## Information provided
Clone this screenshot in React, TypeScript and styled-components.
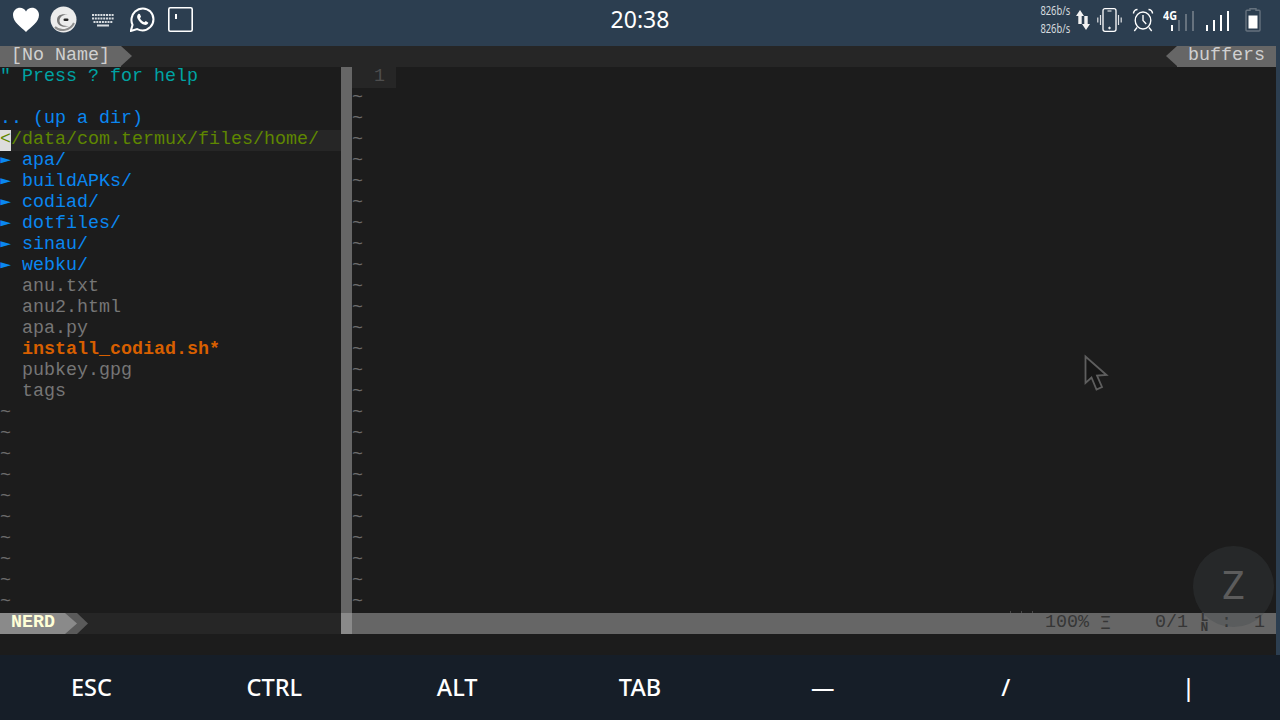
import React from 'react';
import styled, { createGlobalStyle } from 'styled-components';

const GlobalStyle = createGlobalStyle`
	html, body {
		margin: 0;
		padding: 0;
		background: #1c1c1c;
		overflow: hidden;
	}
`;

const Screen = styled.div`
	width: 1280px;
	height: 720px;
	position: relative;
	display: flex;
	flex-direction: column;
	overflow: hidden;
	background: #1c1c1c;
`;

const StatusBar = styled.div`
	height: 46px;
	flex: none;
	background: #2c3e50;
	display: grid;
	grid-template-columns: 1fr auto 1fr;
	align-items: center;
`;

const LeftIcons = styled.div`
	display: grid;
	grid-template-columns: 38px 41px 39px 38px auto;
	justify-content: start;
	align-items: center;
	padding: 0 0 7px 12px;
`;

const Clock = styled.div`
	font: 23px 'Noto Sans', sans-serif;
	color: #fff;
	padding-bottom: 8px;
`;

const RightIcons = styled.div`
	display: grid;
	grid-template-columns: auto 22px 35px 31px 42px 40px 16px;
	justify-content: end;
	align-items: center;
	padding: 0 19px 7px 0;
`;

const NetSpeed = styled.div`
	font: 12px/18px 'Noto Sans', sans-serif;
	color: #d5dade;
	transform: scaleX(0.78);
	transform-origin: right;
	text-align: right;
	margin-right: 5px;
`;

const Terminal = styled.div`
	flex: none;
	height: 609px;
	display: grid;
	grid-template-columns: 1fr 4px;
`;

const EdgeStrip = styled.div`
	background: #2c3e50;
`;

const Vim = styled.div`
	display: flex;
	flex-direction: column;
	font: 18.33px/19px 'Liberation Mono', monospace;
	color: #767676;
	min-width: 0;
`;

const TabLine = styled.div`
	height: 21px;
	background: #262626;
	display: flex;
	justify-content: space-between;
`;

const TabLabel = styled.div`
	background: #666666;
	color: #d0d0d0;
	padding: 0 11px;
	height: 21px;
	white-space: pre;
`;

const ArrowRight = styled.div`
	width: 0;
	height: 0;
	border-top: 10.5px solid transparent;
	border-bottom: 10.5px solid transparent;
	border-left: 11px solid #666666;
`;

const ArrowLeft = styled.div`
	width: 0;
	height: 0;
	border-top: 10.5px solid transparent;
	border-bottom: 10.5px solid transparent;
	border-right: 11px solid #666666;
`;

const TabSide = styled.div`
	display: flex;
`;

const Panes = styled.div`
	height: 546px;
	display: grid;
	grid-template-columns: 341px 11px 1fr;
`;

const Tree = styled.div`
	display: flex;
	flex-direction: column;
`;

const Line = styled.div<{ $color?: string; $bold?: boolean; $active?: boolean }>`
	height: 21px;
	white-space: pre;
	color: ${({ $color }) => $color || '#767676'};
	font-weight: ${({ $bold }) => ($bold ? 700 : 400)};
	background: ${({ $active }) => ($active ? '#262626' : 'transparent')};
`;

const Blue = '#0a87f0';

const Arrow = styled.span`
	display: inline-block;
	color: ${Blue};
	transform: scaleY(0.55);
`;

const CursorCell = styled.span`
	display: inline-block;
	height: 21px;
	vertical-align: top;
	background: #dddddd;
	color: #5f8700;
`;

const Separator = styled.div`
	background: #666666;
`;

const Buffer = styled.div`
	display: flex;
	flex-direction: column;
`;

const NumberLine = styled.div`
	width: 44px;
	height: 21px;
	background: #262626;
	color: #4e4e4e;
	text-align: right;
	padding-right: 11px;
	box-sizing: border-box;
`;

const Tilde = styled.div`
	height: 21px;
	color: #6c6c6c;
`;

const StatusLines = styled.div`
	height: 21px;
	display: grid;
	grid-template-columns: 341px 11px 1fr;
`;

const LeftStatus = styled.div`
	background: #262626;
	display: flex;
`;

const Mode = styled.div`
	background: #8a8a8a;
	color: #ffffd7;
	font-weight: 700;
	padding: 0 10px 0 11px;
`;

const ModeArrow = styled.div`
	width: 23px;
	height: 21px;
	position: relative;
	background: #5a5a5a;
	clip-path: polygon(0 0, 12px 0, 23px 50%, 12px 100%, 0 100%);

	&::before {
		content: '';
		position: absolute;
		left: 0;
		top: 0;
		width: 12px;
		height: 21px;
		background: #8a8a8a;
		clip-path: polygon(0 0, 100% 50%, 0 100%);
	}
`;

const StatusJoin = styled.div`
	background: #8a8a8a;
`;

const RightStatus = styled.div`
	background: #666666;
	color: #363636;
	display: flex;
	justify-content: flex-end;
	padding-right: 11px;
	white-space: pre;
	position: relative;
`;

const Ticks = styled.div`
	position: absolute;
	left: 658px;
	top: -2px;
	display: flex;
	gap: 10px;
`;

const Tick = styled.span`
	width: 1px;
	height: 2px;
	background: #4a4a4a;
`;

const MenuGlyph = styled.span`
	font-family: 'DejaVu Sans Mono', monospace;
	font-size: 18.33px;
`;

const SmallGlyph = styled.span`
	display: inline-block;
	width: 11px;
	height: 21px;
	font-size: 13px;
	font-weight: 700;
	line-height: 10px;
	text-align: center;
`;

const GapRow = styled.div`
	height: 21px;
	background: #1c1c1c;
`;

const KeyBar = styled.div`
	flex: none;
	height: 65px;
	background: #161e28;
	display: grid;
	grid-template-columns: repeat(7, 1fr);
	align-items: center;
`;

const Key = styled.div`
	text-align: center;
	font: 500 23.5px 'Noto Sans', sans-serif;
	color: #fff;
	padding-bottom: 1px;
`;

const Bubble = styled.div`
	position: absolute;
	left: 1193px;
	top: 546px;
	width: 81px;
	height: 81px;
	border-radius: 50%;
	background: rgba(64, 68, 72, 0.3);
	color: #5c5c5c;
	font: 400 38px/81px 'Roboto', sans-serif;
	text-align: center;
`;

const Pointer = styled.svg`
	position: absolute;
	left: 1083px;
	top: 354px;
`;

const HeartIcon = () => (
	<svg width='28' height='26' viewBox='0 0 28 26'>
		<path d='M14 25 C9 20 1 15 1 8 C1 3.500 4.500 .8 8 .8 C10.500 .8 12.700 2 14 4.500 C15.300 2 17.500 .8 20 .8 C23.500 .8 27 3.500 27 8 C27 15 19 20 14 25 Z' fill='#fff' />
	</svg>
);

const BlobIcon = () => (
	<svg width='27' height='27' viewBox='0 0 27 27'>
		<circle cx='13.500' cy='13.500' r='13' fill='#ececec' />
		<path d='M5 21 C10 26 20 25 24 17' stroke='#8d8d8d' strokeWidth='2' fill='none' />
		<path d='M7 14 C7 9 12 7 19 9 C13 8 9.500 11 9.500 15 C10 19 13 20 19 20 C13 22 7 20 7 14 Z' fill='#777' />
		<rect x='13.500' y='12.500' width='5' height='2.600' rx='1.300' fill='#222' />
	</svg>
);

const KeyboardIcon = () => (
	<svg width='24' height='14' viewBox='0 0 24 14' fill='#d8dce0'>
		{[0, 1, 2, 3, 4, 5, 6, 7].map((i) => (
			<rect key={`a${i}`} x={1 + i * 2.8} y='1' width='2' height='2' />
		))}
		{[0, 1, 2, 3, 4, 5, 6, 7].map((i) => (
			<rect key={`b${i}`} x={1 + i * 2.8} y='4.500' width='2' height='2' />
		))}
		{[0, 1, 2, 3, 4, 5, 6].map((i) => (
			<rect key={`c${i}`} x={2.500 + i * 2.8} y='8' width='2' height='2' />
		))}
		<rect x='6' y='11.500' width='12' height='2' />
	</svg>
);

const WhatsappIcon = () => (
	<svg width='25' height='25' viewBox='1 1 24.500 24.500'>
		<path d='M1.800 24.500 L3.500 18.500 C1.500 14.500 2.300 9 6 5.500 C10.500 1.300 17 1.500 21 5.500 C25 9.700 25 16.300 21 20.500 C17.500 24 12.300 24.700 8 22.700 Z' fill='none' stroke='#fff' strokeWidth='2' />
		<path d='M9.500 7.500 C8 8.500 7.500 10.500 8.500 12.500 C10 15.500 12 17.500 15 18.500 C17 19 18.700 18 19 16.500 L16.500 14.800 L15 16 C13 15.200 11.500 13.500 10.800 12 L11.800 10.500 L10.700 7.800 Z' fill='#fff' />
	</svg>
);

const NoticeIcon = () => (
	<svg width='25' height='25' viewBox='0 0 25 25'>
		<rect x='.8' y='.8' width='23.400' height='23.400' rx='1.500' fill='none' stroke='#fff' strokeWidth='1.600' />
		<rect x='7' y='7' width='2' height='5' fill='#fff' />
	</svg>
);

const UpDownIcon = () => (
	<svg width='16' height='22' viewBox='0 0 16 22' fill='#f2f2f2'>
		<path d='M5 1 L9 7 H6.700 V15 H3.300 V7 H1 Z' />
		<path d='M11 21 L15 15 H12.700 V7 H9.300 V15 H7 Z' />
	</svg>
);

const VibrateIcon = () => (
	<svg width='25' height='24' viewBox='0 0 25 24' fill='none' stroke='#fff'>
		<rect x='6' y='.7' width='13' height='22.600' rx='2' strokeWidth='1.300' />
		<path d='M10.500 3 H14.500' strokeWidth='1' />
		<circle cx='12.500' cy='20' r='.8' fill='#fff' />
		<path d='M3.500 7 V17 M.8 9.500 V14.500 M21.500 7 V17 M24.200 9.500 V14.500' strokeWidth='1.200' opacity='.85' />
	</svg>
);

const AlarmIcon = () => (
	<svg width='22' height='24' viewBox='0 0 24 24' preserveAspectRatio='none' fill='none' stroke='#fff' strokeWidth='1.500'>
		<circle cx='12' cy='12.500' r='8.500' />
		<path d='M12 7 V12.500 L15.500 16' />
		<path d='M1.500 5.500 C2 3 4 1.500 6 1.500 M22.500 5.500 C22 3 20 1.500 18 1.500 M5.500 19.500 L2.500 23 M18.500 19.500 L21.500 23' />
	</svg>
);

const FourGIcon = () => (
	<svg width='32' height='24' viewBox='0 0 32 24'>
		<text x='0' y='12' fontFamily='Noto Sans, sans-serif' fontWeight='700' fontSize='12' fill='#fff' textLength='14' lengthAdjust='spacingAndGlyphs'>4G</text>
		<rect x='8' y='17' width='2' height='6' fill='#fff' />
		<rect x='15' y='12' width='2' height='11' fill='#66727e' />
		<rect x='22' y='6' width='2' height='17' fill='#66727e' />
		<rect x='29' y='3' width='2' height='20' fill='#66727e' />
	</svg>
);

const SignalIcon = () => (
	<svg width='24' height='24' viewBox='0 0 24 24' fill='#fff'>
		<rect x='1' y='17' width='2' height='6' />
		<rect x='8' y='12' width='2' height='11' />
		<rect x='15' y='7' width='2' height='16' />
		<rect x='22' y='3' width='2' height='20' />
	</svg>
);

const BatteryIcon = () => (
	<svg width='16' height='24' viewBox='0 0 16 24'>
		<path d='M5 .8 H11 V2.300 H14 C14.700 2.300 15 2.800 15 3.300 V22 C15 22.700 14.500 23 14 23 H2 C1.500 23 1 22.700 1 22 V3.300 C1 2.800 1.300 2.300 2 2.300 H5 Z' fill='none' stroke='#66727e' strokeWidth='1.400' />
		<rect x='3.500' y='7.500' width='9' height='13' fill='#fff' />
	</svg>
);

const folders = ['apa/', 'buildAPKs/', 'codiad/', 'dotfiles/', 'sinau/', 'webku/'];
const files = ['anu.txt', 'anu2.html', 'apa.py'];
const keys = ['ESC', 'CTRL', 'ALT', 'TAB', '—', '/', '|'];

const App = () => (
	<Screen>
		<GlobalStyle />
		<StatusBar>
			<LeftIcons>
				<HeartIcon />
				<BlobIcon />
				<KeyboardIcon />
				<WhatsappIcon />
				<NoticeIcon />
			</LeftIcons>
			<Clock>20:38</Clock>
			<RightIcons>
				<NetSpeed>
					826b/s
					<br />
					826b/s
				</NetSpeed>
				<UpDownIcon />
				<VibrateIcon />
				<AlarmIcon />
				<FourGIcon />
				<SignalIcon />
				<BatteryIcon />
			</RightIcons>
		</StatusBar>
		<Terminal>
			<Vim>
				<TabLine>
					<TabSide>
						<TabLabel>[No Name]</TabLabel>
						<ArrowRight />
					</TabSide>
					<TabSide>
						<ArrowLeft />
						<TabLabel>buffers</TabLabel>
					</TabSide>
				</TabLine>
				<Panes>
					<Tree>
						<Line $color='#00a3a3'>" Press ? for help</Line>
						<Line />
						<Line $color={Blue}>.. (up a dir)</Line>
						<Line $color='#5f8700' $active>
							<CursorCell>&lt;</CursorCell>/data/com.termux/files/home/
						</Line>
						{folders.map((name) => (
							<Line key={name} $color={Blue}>
								<Arrow>►</Arrow> {name}
							</Line>
						))}
						{files.map((name) => (
							<Line key={name}>  {name}</Line>
						))}
						<Line $color='#d75f00' $bold>  install_codiad.sh*</Line>
						<Line>  pubkey.gpg</Line>
						<Line>  tags</Line>
						{Array.from({ length: 10 }, (_, i) => (
							<Tilde key={i}>~</Tilde>
						))}
					</Tree>
					<Separator />
					<Buffer>
						<NumberLine>1</NumberLine>
						{Array.from({ length: 25 }, (_, i) => (
							<Tilde key={i}>~</Tilde>
						))}
					</Buffer>
				</Panes>
				<StatusLines>
					<LeftStatus>
						<Mode>NERD</Mode>
						<ModeArrow />
					</LeftStatus>
					<StatusJoin />
					<RightStatus>
						<Ticks>
							<Tick />
							<Tick />
							<Tick />
						</Ticks>
						100% <MenuGlyph>Ξ</MenuGlyph>    0/1 <SmallGlyph>L<br />N</SmallGlyph> :  1
					</RightStatus>
				</StatusLines>
				<GapRow />
			</Vim>
			<EdgeStrip />
		</Terminal>
		<KeyBar>
			{keys.map((k) => (
				<Key key={k}>{k}</Key>
			))}
		</KeyBar>
		<Bubble>Z</Bubble>
		<Pointer width='26' height='38' viewBox='0 0 26 38'>
			<path d='M2.500 2.500 V29 L8.500 23.500 L13.500 35.500 L19 33 L14 21.500 L23.500 21 Z' fill='#161616' stroke='#5e5e5e' strokeWidth='1.800' />
		</Pointer>
	</Screen>
);

export default App;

## Direction
Work out how many lines of the listing above include "React". Answer with the number and nothing more.

## Final result
2